>>>

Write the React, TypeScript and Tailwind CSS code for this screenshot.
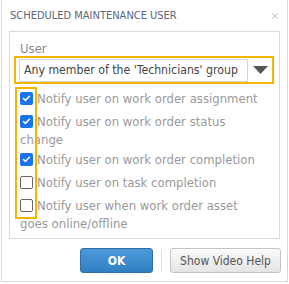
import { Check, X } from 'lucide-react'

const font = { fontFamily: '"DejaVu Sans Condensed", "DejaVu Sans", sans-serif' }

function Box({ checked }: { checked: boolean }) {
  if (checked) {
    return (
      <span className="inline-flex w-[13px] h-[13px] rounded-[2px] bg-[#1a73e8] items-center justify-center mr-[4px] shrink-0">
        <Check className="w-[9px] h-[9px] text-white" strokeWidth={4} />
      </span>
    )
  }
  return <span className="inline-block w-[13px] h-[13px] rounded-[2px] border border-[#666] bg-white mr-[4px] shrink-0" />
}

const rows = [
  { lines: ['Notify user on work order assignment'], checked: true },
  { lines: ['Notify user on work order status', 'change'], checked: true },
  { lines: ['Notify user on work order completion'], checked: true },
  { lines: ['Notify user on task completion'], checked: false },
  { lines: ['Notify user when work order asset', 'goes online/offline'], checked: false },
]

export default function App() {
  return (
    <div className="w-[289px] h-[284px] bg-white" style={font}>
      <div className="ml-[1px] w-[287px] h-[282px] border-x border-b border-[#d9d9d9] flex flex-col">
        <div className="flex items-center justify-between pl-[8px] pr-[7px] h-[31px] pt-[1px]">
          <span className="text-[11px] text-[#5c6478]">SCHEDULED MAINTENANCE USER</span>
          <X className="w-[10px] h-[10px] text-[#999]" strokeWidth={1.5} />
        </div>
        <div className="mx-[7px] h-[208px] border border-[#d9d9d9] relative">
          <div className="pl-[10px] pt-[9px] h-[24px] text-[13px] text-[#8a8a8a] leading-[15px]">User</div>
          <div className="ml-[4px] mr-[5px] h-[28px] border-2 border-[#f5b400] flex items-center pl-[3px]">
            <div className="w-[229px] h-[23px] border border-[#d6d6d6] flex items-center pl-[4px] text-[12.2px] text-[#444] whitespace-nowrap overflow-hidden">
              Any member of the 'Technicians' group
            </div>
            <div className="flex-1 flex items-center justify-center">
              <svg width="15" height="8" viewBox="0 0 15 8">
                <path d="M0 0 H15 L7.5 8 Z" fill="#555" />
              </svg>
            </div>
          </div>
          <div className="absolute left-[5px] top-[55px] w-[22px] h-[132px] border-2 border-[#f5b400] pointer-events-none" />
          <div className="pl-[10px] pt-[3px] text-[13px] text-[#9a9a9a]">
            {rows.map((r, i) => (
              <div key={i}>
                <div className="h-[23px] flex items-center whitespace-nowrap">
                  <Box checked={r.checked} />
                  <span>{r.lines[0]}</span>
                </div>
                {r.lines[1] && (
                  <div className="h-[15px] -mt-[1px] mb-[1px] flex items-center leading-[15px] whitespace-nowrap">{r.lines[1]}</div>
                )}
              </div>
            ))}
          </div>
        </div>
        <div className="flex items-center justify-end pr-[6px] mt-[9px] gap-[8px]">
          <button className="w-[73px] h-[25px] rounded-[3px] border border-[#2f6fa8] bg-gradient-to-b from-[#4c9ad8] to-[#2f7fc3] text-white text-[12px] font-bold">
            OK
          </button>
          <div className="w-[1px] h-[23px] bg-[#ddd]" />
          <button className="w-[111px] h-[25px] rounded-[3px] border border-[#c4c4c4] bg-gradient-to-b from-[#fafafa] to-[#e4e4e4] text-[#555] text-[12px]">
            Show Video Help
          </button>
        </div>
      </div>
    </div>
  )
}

<<<

■ **WORK INSTRUCTIONS**: Return all of the data exactly as written, and drop the pictures.

■ **TASK OUTPUT**:
Write the React, TypeScript and Tailwind CSS code for this screenshot.
import { Check, X } from 'lucide-react'

const font = { fontFamily: '"DejaVu Sans Condensed", "DejaVu Sans", sans-serif' }

function Box({ checked }: { checked: boolean }) {
  if (checked) {
    return (
      <span className="inline-flex w-[13px] h-[13px] rounded-[2px] bg-[#1a73e8] items-center justify-center mr-[4px] shrink-0">
        <Check className="w-[9px] h-[9px] text-white" strokeWidth={4} />
      </span>
    )
  }
  return <span className="inline-block w-[13px] h-[13px] rounded-[2px] border border-[#666] bg-white mr-[4px] shrink-0" />
}

const rows = [
  { lines: ['Notify user on work order assignment'], checked: true },
  { lines: ['Notify user on work order status', 'change'], checked: true },
  { lines: ['Notify user on work order completion'], checked: true },
  { lines: ['Notify user on task completion'], checked: false },
  { lines: ['Notify user when work order asset', 'goes online/offline'], checked: false },
]

export default function App() {
  return (
    <div className="w-[289px] h-[284px] bg-white" style={font}>
      <div className="ml-[1px] w-[287px] h-[282px] border-x border-b border-[#d9d9d9] flex flex-col">
        <div className="flex items-center justify-between pl-[8px] pr-[7px] h-[31px] pt-[1px]">
          <span className="text-[11px] text-[#5c6478]">SCHEDULED MAINTENANCE USER</span>
          <X className="w-[10px] h-[10px] text-[#999]" strokeWidth={1.5} />
        </div>
        <div className="mx-[7px] h-[208px] border border-[#d9d9d9] relative">
          <div className="pl-[10px] pt-[9px] h-[24px] text-[13px] text-[#8a8a8a] leading-[15px]">User</div>
          <div className="ml-[4px] mr-[5px] h-[28px] border-2 border-[#f5b400] flex items-center pl-[3px]">
            <div className="w-[229px] h-[23px] border border-[#d6d6d6] flex items-center pl-[4px] text-[12.2px] text-[#444] whitespace-nowrap overflow-hidden">
              Any member of the 'Technicians' group
            </div>
            <div className="flex-1 flex items-center justify-center">
              <svg width="15" height="8" viewBox="0 0 15 8">
                <path d="M0 0 H15 L7.5 8 Z" fill="#555" />
              </svg>
            </div>
          </div>
          <div className="absolute left-[5px] top-[55px] w-[22px] h-[132px] border-2 border-[#f5b400] pointer-events-none" />
          <div className="pl-[10px] pt-[3px] text-[13px] text-[#9a9a9a]">
            {rows.map((r, i) => (
              <div key={i}>
                <div className="h-[23px] flex items-center whitespace-nowrap">
                  <Box checked={r.checked} />
                  <span>{r.lines[0]}</span>
                </div>
                {r.lines[1] && (
                  <div className="h-[15px] -mt-[1px] mb-[1px] flex items-center leading-[15px] whitespace-nowrap">{r.lines[1]}</div>
                )}
              </div>
            ))}
          </div>
        </div>
        <div className="flex items-center justify-end pr-[6px] mt-[9px] gap-[8px]">
          <button className="w-[73px] h-[25px] rounded-[3px] border border-[#2f6fa8] bg-gradient-to-b from-[#4c9ad8] to-[#2f7fc3] text-white text-[12px] font-bold">
            OK
          </button>
          <div className="w-[1px] h-[23px] bg-[#ddd]" />
          <button className="w-[111px] h-[25px] rounded-[3px] border border-[#c4c4c4] bg-gradient-to-b from-[#fafafa] to-[#e4e4e4] text-[#555] text-[12px]">
            Show Video Help
          </button>
        </div>
      </div>
    </div>
  )
}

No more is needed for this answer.